Here’s the blog post I shared internally about this change:

With the latest reorganisation, we have centralised the former DevOps, environment and capmon engineers into the newly formed Platform Engineering Team. A few years ago, I would have scoffed at the idea and insisted that we are at the coal face with the delivery teams. However, I have learned that this model doesn’t scale well in LV (more projects than people), and worse, we now have technology sprawl, SME’s (single points of success) and duplication. For example, we have 4 DB migrations tools, 3 build tools, various solutions for release note generation, various branch and merge strategies and multiple custom scripts solving the same problems.

To resolve this problem, my team will focus on two areas; Cloud Platform Engineering and Developer Experience. The Cloud Platform Engineering Team will build and operate a modern platform for hosting applications in Azure. The Developer Experience team will focus on enabling Development and Data Science teams to produce high-quality software deliverables covering all areas of the SDLC.
Engagement Model
Engaging with the platform team will be a bit different moving forward, and it’s going to be bumpy initially. As I alluded to earlier, we are going to move away from the decentralised model. In practice, this will mean a central backlog for the Platform team, and all requests will need to go via that route. There are many reasons for this; currently, business unit knowledge lives with a select few individuals rather than the whole team - this isn’t great for business continuity. We need to ensure that if an S&R platform engineer goes on leave, the rest can cover. Secondly, we want to reduce duplication. At present, if a request for a DevOps pipeline is made in two projects, it’s unlikely to be seen by the whole team, and even more likely, the problem will be solved in two different ways. Finally, it’s a great way to visualise work in progress. For those familiar with lean methodologies, you will know limiting work in progress is key to increasing velocity. You can only apply WIP if you are clear on all the work you have. A word about bottlenecks: centralising a team doesn’t come without its risks. We have all seen central teams make priority calls on what ticket to progress next, and in those scenarios, someone else loses. We are very mindful of this, and so we are planning on giving more responsibility back to the delivery teams. In most modern organisations, it’s unheard of to see a team other than the development team implement the logic for each stage of a deployment pipeline, for example. Fear not, we will not leave you unsupported we will talk about the golden path in a moment :-)
The Golden Path
As I mentioned earlier in this article, there has been a lot of technology sprawl over the past few years. The Platform Team will develop a “Golden Path” that outlines standards and best practices for delivering software to combat this. In due course, we will recommend one pattern or standard for each capability (above) required to deliver software. In addition, we will provide thorough documentation, libraries and self-serve portals to ensure a great experience and easy onboarding. While we believe in the Golden Path, we understand that being prescriptive about how teams execute tasks can stifle innovation. So, we will encourage experimentation and innovation, and if we see an improvement to the Golden Path, we will update our standard to reflect. This is our continuous improvement guarantee.
Knowledge Management
Any organisation that designs a system (defined broadly) will produce a design whose structure is a copy of the organisation’s communication structure.— Melvin E. Conway

To summarise, Conway’s Law says that teams build stuff that reflects the organisation structure. You can see this everywhere in LV, from workflow management tools to the way we create sites in Sharepoint. Nowhere is this more obvious than Confluence. Don’t believe me? Have a look at the spaces in Confluence. You will see a space per team since the introduction of Confluence in LV; Linux, Build, Database, CTO, etc. This is relatively common, but the effect is a lot of duplication. Because multiple teams may support various systems, you will often find nuggets of information in each space. We will do our bit to tidy up the information we are aware of and move it to a structure that ages better.

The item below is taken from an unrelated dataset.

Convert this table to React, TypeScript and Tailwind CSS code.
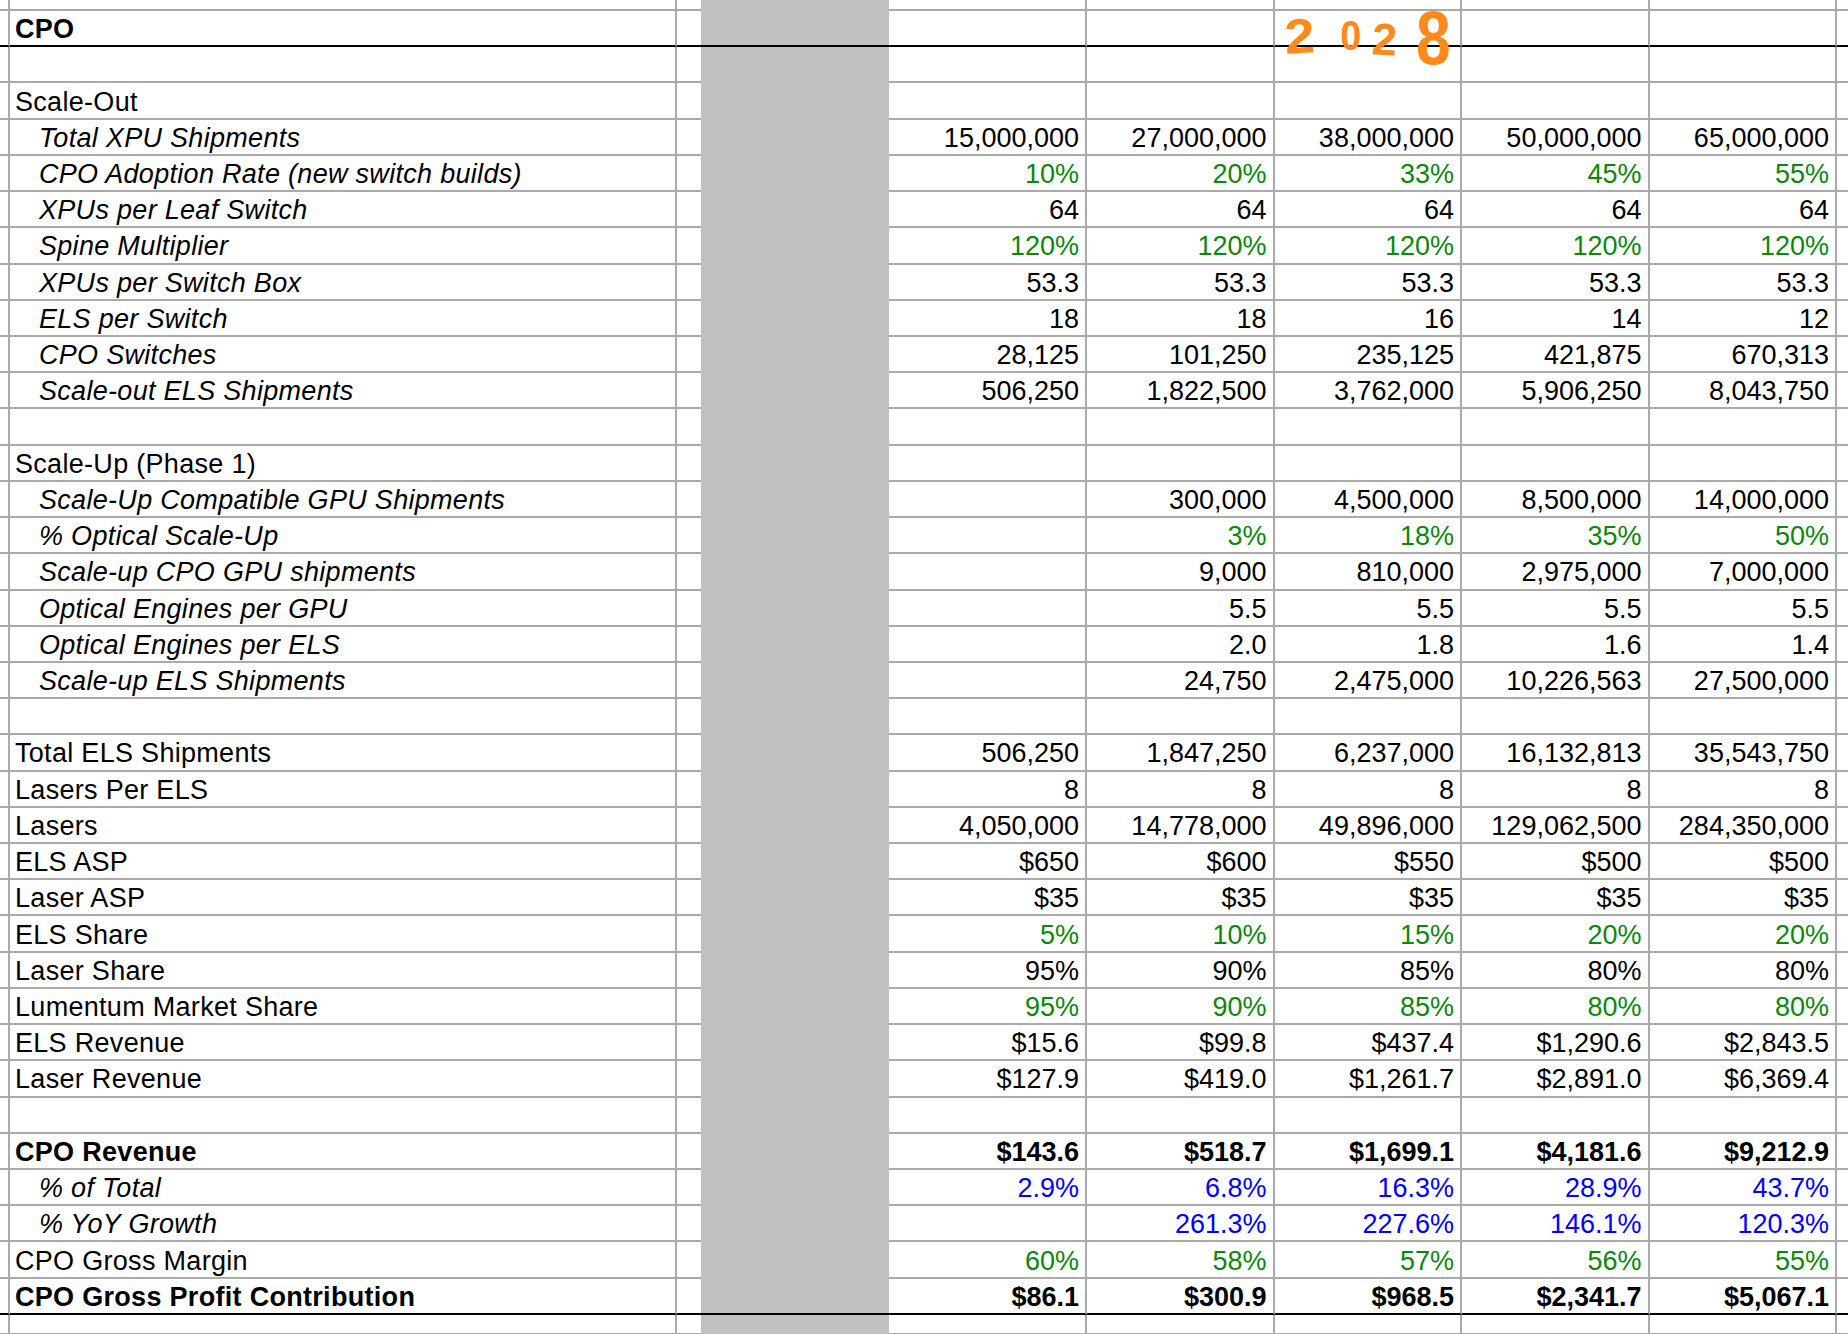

Above is a brief introduction to some of the changes you can expect from us over the coming weeks and months.

Centralising the team was an important point in this change. While we tried to share solutions across teams, it wasn’t working well. We were still building different solutions to the same problems, creating a maintenance overhead. As a centralised team, we would pick the best solution and only support that one solution. We called this the Golden Path. Having a Golden Path solution also came with its challenges. We didn’t want to stifle innovation by dictating everyone followed the Golden Path, so we handed a lot more control back to the individual delivery teams. If a team had an innovative idea that existed outside of the Golden Path, they were empowered to make the change. If the Platform Team felt it was a good change that would benefit the broader company, then it would be adopted by the Golden Path and supported by the Platform Team. If not, it would be the responsibility of the delivery team to maintain the solution in the future.

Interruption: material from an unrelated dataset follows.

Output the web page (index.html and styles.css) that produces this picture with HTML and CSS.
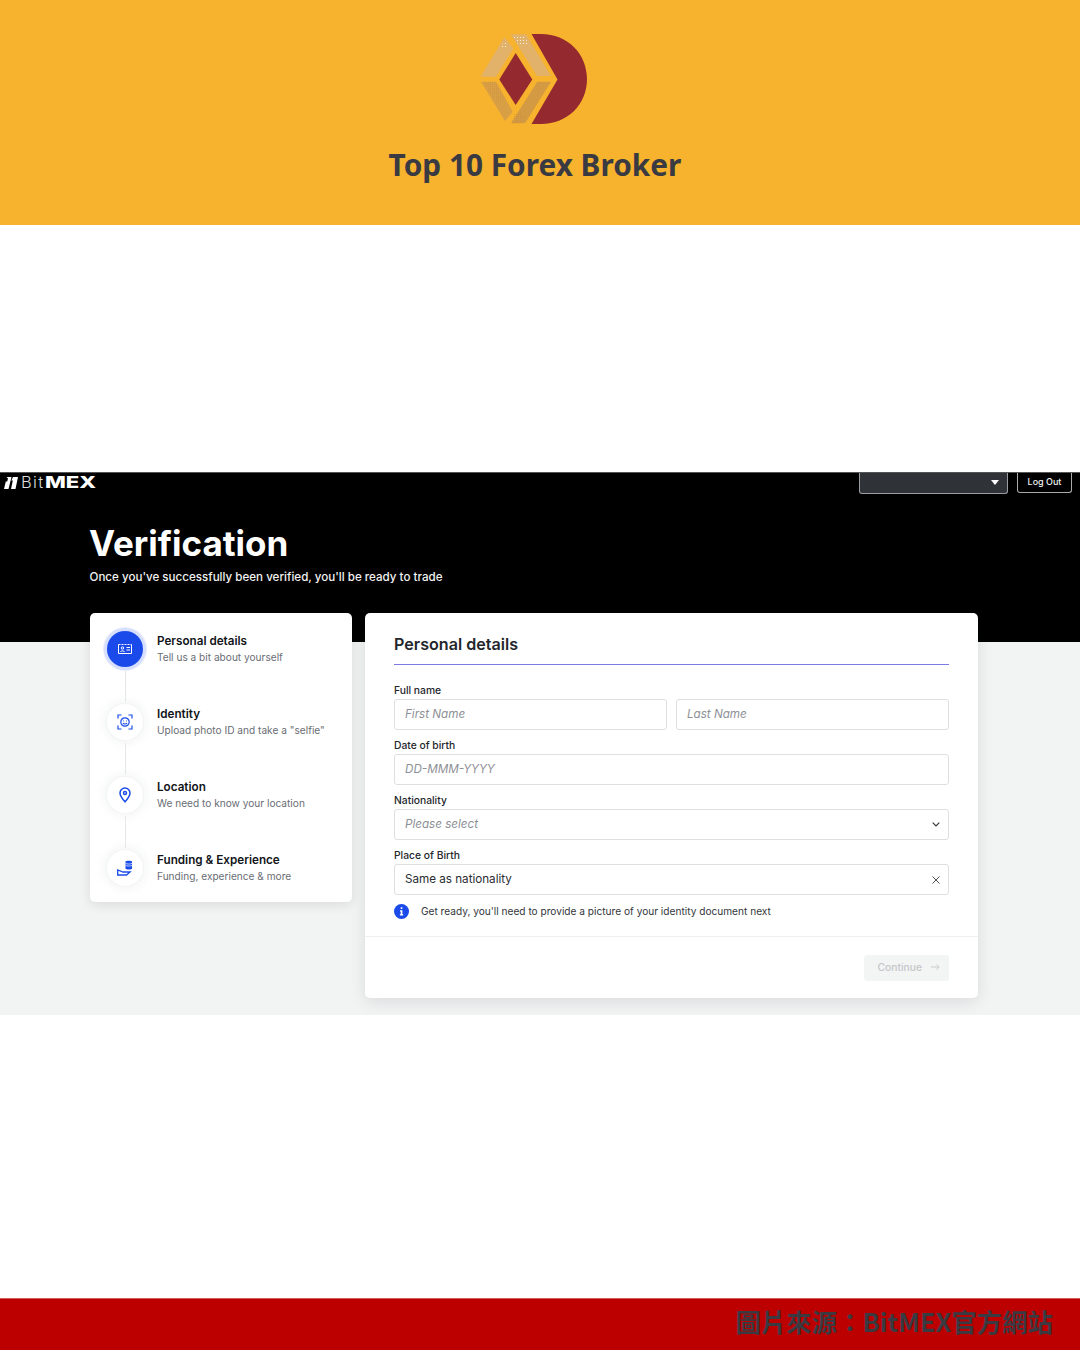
FILE: index.html
```html
<!DOCTYPE html>
<html lang="zh-Hant">
<head>
<meta charset="utf-8">
<title>Top 10 Forex Broker</title>
<link rel="stylesheet" href="styles.css">
</head>
<body>
<header class="banner">
  <svg class="brand-mark" viewBox="480 34 107 90" width="107" height="90" aria-hidden="true">
    <defs>
      <pattern id="speck-light" width="3" height="3" patternUnits="userSpaceOnUse">
        <rect x="1" y="1" width="1" height="1" fill="#FFF3DC"/>
      </pattern>
      <pattern id="speck-dark" width="2" height="2" patternUnits="userSpaceOnUse">
        <rect width="1" height="1" fill="#C98A3C" fill-opacity=".55"/>
      </pattern>
    </defs>
    <path fill="#942A2F" d="M531.500 34H541C568 34 587 54 587 79S568 124 541 124H531.500L557.500 79.500Z"/>
    <path fill="#942A2F" d="M515.700 53 532.300 79.500 515.700 105 499.300 79.500Z"/>
    <path fill="#E3B26A" d="M504.300 37.300 513.300 48.300 496 76.700H480.700Z"/>
    <path fill="#E2B16A" d="M510.700 34.300H526L551 76H537Z"/>
    <path fill="#D99F45" d="M481 81.700H496L512.700 111.700 505 121Z"/>
    <path fill="#D39A43" d="M537.300 81.700H551L525 123.300H511Z"/>
    <path fill="url(#speck-light)" d="M513 36H524L530 46H519ZM504 40 508 45 504 50 501 48Z"/>
    <path fill="url(#speck-dark)" d="M483 82H496L505 98 497 104Z"/>
    <path fill="url(#speck-dark)" d="M514 114 520 112 526 116 522 123H512Z"/>
  </svg>
  <h1 class="banner-title">Top 10 Forex Broker</h1>
</header>

<div class="gap-top"></div>

<section class="shot">
  <div class="hero">
    <div class="topbar">
      <div class="logo">
        <svg class="logo-mark" viewBox="0 0 14 12" width="14" height="12" aria-hidden="true">
          <path fill="#fff" d="M2.500 0H7.500L4.500 12H0L1.800 4.500H3.200L4 1.500ZM9 0H14L11.500 12H7L8.800 3.500H7.300Z"/>
        </svg>
        <span class="logo-bit">Bit</span><span class="logo-mex">MEX</span>
      </div>
      <div class="topbar-actions">
        <div class="account-select"><span class="caret"></span></div>
        <button class="logout">Log Out</button>
      </div>
    </div>
    <h2 class="hero-title">Verification</h2>
    <p class="hero-sub">Once you've successfully been verified, you'll be ready to trade</p>
  </div>

  <div class="content">
    <aside class="steps">
      <div class="step step-active">
        <div class="step-icon">
          <svg viewBox="0 0 14 12" width="14" height="12" fill="none" stroke="#fff" stroke-width="1" aria-hidden="true">
            <path d="M.5 10.500V1.500M13.500 1.500V10.500H.5"/>
            <path d="M.5 1.500H13.500" stroke-dasharray="2 1"/>
            <circle cx="4.500" cy="5" r="1.200"/>
            <path d="M2.500 9C2.500 7.500 6.500 7.500 6.500 9M8.500 4.500H12M8.500 7H12"/>
          </svg>
        </div>
        <div class="step-text">
          <div class="step-title">Personal details</div>
          <div class="step-sub">Tell us a bit about yourself</div>
        </div>
      </div>
      <div class="step">
        <div class="step-icon">
          <svg viewBox="0 0 16 16" width="16" height="16" fill="none" stroke="#1A4BEA" stroke-width="1.200" aria-hidden="true">
            <path d="M1 4.500V1H4.500M11.500 1H15V4.500M15 11.500V15H11.500M4.500 15H1V11.500"/>
            <circle cx="8" cy="8" r="4.200"/>
            <path d="M6 9C7 10.300 9 10.300 10 9M6.300 6.800H6.900M9.100 6.800H9.700"/>
          </svg>
        </div>
        <div class="step-text">
          <div class="step-title">Identity</div>
          <div class="step-sub">Upload photo ID and take a "selfie"</div>
        </div>
      </div>
      <div class="step">
        <div class="step-icon">
          <svg viewBox="0 0 12 16" width="12" height="16" fill="none" stroke="#1A4BEA" stroke-width="1.500" aria-hidden="true">
            <path d="M6 14.800C3 11.500 1 9 1 6A5 5 0 0 1 11 6C11 9 9 11.500 6 14.800Z"/>
            <circle cx="6" cy="6" r="1.500"/>
          </svg>
        </div>
        <div class="step-text">
          <div class="step-title">Location</div>
          <div class="step-sub">We need to know your location</div>
        </div>
      </div>
      <div class="step">
        <div class="step-icon">
          <svg viewBox="0 0 16 16" width="16" height="16" aria-hidden="true">
            <path fill="#1A4BEA" d="M8.500 1.500C8.500.6 15 .6 15 1.500V8.500C15 9.800 8.500 9.800 8.500 8.500Z"/>
            <path fill="none" stroke="#fff" stroke-width=".7" d="M8.500 3.300C10 4.300 13.500 4.300 15 3.300M8.500 5.300C10 6.300 13.500 6.300 15 5.300"/>
            <path fill="none" stroke="#1A4BEA" stroke-width="1.300" d="M.7 10V15H9.500L13 12H6L.7 10Z"/>
          </svg>
        </div>
        <div class="step-text">
          <div class="step-title">Funding &amp; Experience</div>
          <div class="step-sub">Funding, experience &amp; more</div>
        </div>
      </div>
    </aside>

    <main class="form-card">
      <div class="form-body">
        <h3 class="form-title">Personal details</h3>
        <div class="field field-first">
          <div class="label">Full name</div>
          <div class="input-row">
            <div class="input placeholder">First Name</div>
            <div class="input placeholder">Last Name</div>
          </div>
        </div>
        <div class="field">
          <div class="label">Date of birth</div>
          <div class="input placeholder">DD-MMM-YYYY</div>
        </div>
        <div class="field">
          <div class="label">Nationality</div>
          <div class="input placeholder input-icon">Please select
            <svg viewBox="0 0 8 5" width="8" height="5" fill="none" stroke="#33363b" stroke-width="1.200" aria-hidden="true"><path d="M.7.7 4 4 7.300.7"/></svg>
          </div>
        </div>
        <div class="field">
          <div class="label">Place of Birth</div>
          <div class="input input-icon">Same as nationality
            <svg viewBox="0 0 8 8" width="8" height="8" fill="none" stroke="#4a4d52" stroke-width="1" aria-hidden="true"><path d="M.5.5 7.500 7.500M7.500.5.5 7.500"/></svg>
          </div>
        </div>
        <div class="notice">
          <svg viewBox="0 0 15 15" width="15" height="15" aria-hidden="true">
            <circle cx="7.500" cy="7.500" r="7.500" fill="#1A4BEA"/>
            <path fill="#fff" d="M6.700 3.200H8.400V4.900H6.700ZM6 6.200H8.400V10.300H9.200V11.500H5.900V10.300H6.700V7.400H6Z"/>
          </svg>
          <span>Get ready, you'll need to provide a picture of your identity document next</span>
        </div>
      </div>
      <div class="form-foot">
        <button class="continue">Continue
          <svg viewBox="0 0 10 8" width="9" height="8" fill="none" stroke="#c4c7c9" stroke-width="1" aria-hidden="true"><path d="M0 4H9M6 1 9 4 6 7"/></svg>
        </button>
      </div>
    </main>
  </div>
</section>

<div class="gap-bottom"></div>

<footer class="source"><span class="source-text">圖片來源：BitMEX官方網站</span></footer>
</body>
</html>
```
FILE: styles.css
```css
* { box-sizing: border-box; }
html, body { margin: 0; padding: 0; }
body {
  width: 1080px;
  height: 1350px;
  overflow: hidden;
  background: #fff;
  font-family: "Inter", "Liberation Sans", sans-serif;
}

/* Banner */
.banner {
  height: 225px;
  background: #F7B32D;
  display: flex;
  flex-direction: column;
  align-items: center;
  padding: 34px 10px 0 0;
}
.brand-mark { display: block; margin-right: 3px; }
.banner-title {
  margin: 16px 0 0;
  font: 700 29.800px/50px "Noto Sans", sans-serif;
  color: #3A3A42;
  white-space: nowrap;
}

.gap-top { height: 247px; }
.gap-bottom { height: 283px; }

/* Screenshot */
.shot {
  height: 543px;
  background: #F2F3F3;
}
.hero {
  height: 170px;
  background: #000;
  color: #fff;
  border-top: 1px solid #555;
}
.topbar {
  display: flex;
  justify-content: space-between;
  align-items: flex-start;
  padding: 0 8px 0 4px;
  height: 21px;
}
.logo {
  display: flex;
  align-items: center;
  height: 19px;
  color: #fff;
  line-height: 19px;
}
.logo-mark { margin-right: 3px; }
.logo-bit {
  font: 300 16.500px/19px "Inter", sans-serif;
  letter-spacing: 1.300px;
  color: #ddd;
  margin-right: 1px;
}
.logo-mex {
  font: 800 16.500px/19px "Inter", sans-serif;
  transform: scaleX(1.34);
  transform-origin: left center;
}
.topbar-actions {
  display: flex;
  align-items: flex-start;
  gap: 9px;
}
.account-select {
  width: 149px;
  height: 21px;
  background: #2F3237;
  border: 1px solid #9a9da1;
  border-top: 0;
  border-radius: 0 0 3px 3px;
  position: relative;
}
.caret {
  position: absolute;
  right: 8px;
  top: 7px;
  border-left: 4px solid transparent;
  border-right: 4px solid transparent;
  border-top: 5px solid #fff;
}
.logout {
  width: 55px;
  height: 20px;
  padding: 0 0 2px;
  background: #000;
  color: #f0f0f0;
  border: 1px solid #aaa;
  border-top: 0;
  border-radius: 0 0 3px 3px;
  font: 500 9px/16px "Inter", sans-serif;
}
.hero-title {
  margin: 24px 0 0 89px;
  font: 700 35px/50px "Inter", sans-serif;
  color: #fff;
}
.hero-sub {
  margin: 0 0 0 89.500px;
  font: 500 11.600px/18px "Inter", sans-serif;
  color: #f2f2f2;
}

.content {
  display: flex;
  align-items: flex-start;
  gap: 13px;
  margin: -29px 0 0 90px;
}

/* Steps card */
.steps {
  width: 262px;
  height: 289px;
  background: #fff;
  border-radius: 5px;
  box-shadow: 0 3px 12px rgba(20, 25, 35, .1);
  padding: 18px 0 0 17px;
  display: flex;
  flex-direction: column;
  gap: 37px;
}
.step {
  display: flex;
  align-items: flex-start;
  gap: 14px;
  height: 36px;
  position: relative;
}
.step:not(:last-child)::after {
  content: "";
  position: absolute;
  left: 18px;
  top: 39px;
  width: 1px;
  height: 32px;
  background: #E6E7E9;
}
.step-icon {
  flex: none;
  width: 36px;
  height: 36px;
  border-radius: 50%;
  background: #fff;
  display: flex;
  align-items: center;
  justify-content: center;
  box-shadow: 0 0 0 1px #F3F4F5, 0 0 8px 4px rgba(225, 228, 232, .35);
}
.step-active .step-icon {
  background: #1A4BEA;
  box-shadow: 0 0 0 3px #D5DEFC, 0 0 0 4px #E8EDFD;
}
.step-text { padding-top: 2px; }
.step-title {
  font: 600 11.700px/17px "Inter", sans-serif;
  color: #111418;
  white-space: nowrap;
}
.step-sub {
  font: 400 10.150px/15px "Inter", sans-serif;
  color: #6A6E75;
  white-space: nowrap;
}

/* Form card */
.form-card {
  width: 613px;
  height: 385px;
  background: #fff;
  border-radius: 5px;
  box-shadow: 0 4px 16px rgba(20, 25, 35, .1);
  display: flex;
  flex-direction: column;
}
.form-body {
  height: 324px;
  padding: 0 29px;
  border-bottom: 1px solid #EEEFF0;
}
.form-title {
  margin: 0;
  height: 52px;
  border-bottom: 1px solid #7B7BE3;
  font: 600 16.100px/63px "Inter", sans-serif;
  color: #23262B;
}
.field { margin-top: 8px; }
.field-first { margin-top: 18px; }
.label {
  height: 16px;
  font: 500 10.300px/14px "Inter", sans-serif;
  color: #23262B;
}
.input {
  height: 31px;
  flex: 1;
  border: 1px solid #DEDFE1;
  border-radius: 3px;
  background: #fff;
  padding: 0 10px;
  display: flex;
  align-items: center;
  justify-content: space-between;
  font: 400 11.650px/29px "Inter", sans-serif;
  color: #2A2D32;
}
.placeholder {
  font-style: italic;
  color: #8D9096;
}
.input-row {
  display: flex;
  gap: 9px;
}
.input-icon { padding-right: 8px; }
.notice {
  display: flex;
  align-items: center;
  gap: 12px;
  margin-top: 8px;
  font: 400 10.150px/17px "Inter", sans-serif;
  color: #34373C;
  white-space: nowrap;
}
.notice svg { flex: none; }
.form-foot {
  display: flex;
  justify-content: flex-end;
  padding: 18px 29px 0 0;
}
.continue {
  width: 85px;
  height: 26px;
  padding: 0 9px 2px 0;
  border: 0;
  border-radius: 3px;
  background: #F3F4F4;
  color: #C4C7C9;
  display: flex;
  align-items: center;
  justify-content: flex-end;
  gap: 9px;
  font: 500 10.300px/24px "Inter", sans-serif;
}

/* Footer */
.source {
  height: 52px;
  background: #BC0000;
  border-top: 1px solid #D65A5A;
  display: flex;
  align-items: center;
  justify-content: flex-end;
  padding: 0 27px 7px 0;
  font: 700 25.400px/40px "Noto Sans CJK TC", "Noto Sans", sans-serif;
  color: #3A3A42;
  white-space: nowrap;
}
```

Asking the team to assume responsibility for Azure and Kubernetes platforms was a more difficult ask. Most of the team had little to no cloud experience, but they possessed an essential skill - they were great at solving problems. Shortly after the meeting, I pulled together a training plan, and with the support of myself and the cloud architect, we set off to design and build our Azure Enterprise Landing Zone and AKS Landing Zone. Both are as code, and both are a resounding success. I couldn’t be more proud of the team.

Conclusion

Evolving toward a Platform Engineering model has proven fruitful. We are much clearer on the work being carried out by the team, and we are seeing standardisation across projects. However, this hasn’t been without its challenge. Changing organisations is hard, and when people have been told for so long that something isn’t their responsibility, changing can prove challenging. This happened when we asked developers to take a more active role in the build management of their applications. While they still had the support of the platform engineering team, this led to a bit of discomfort.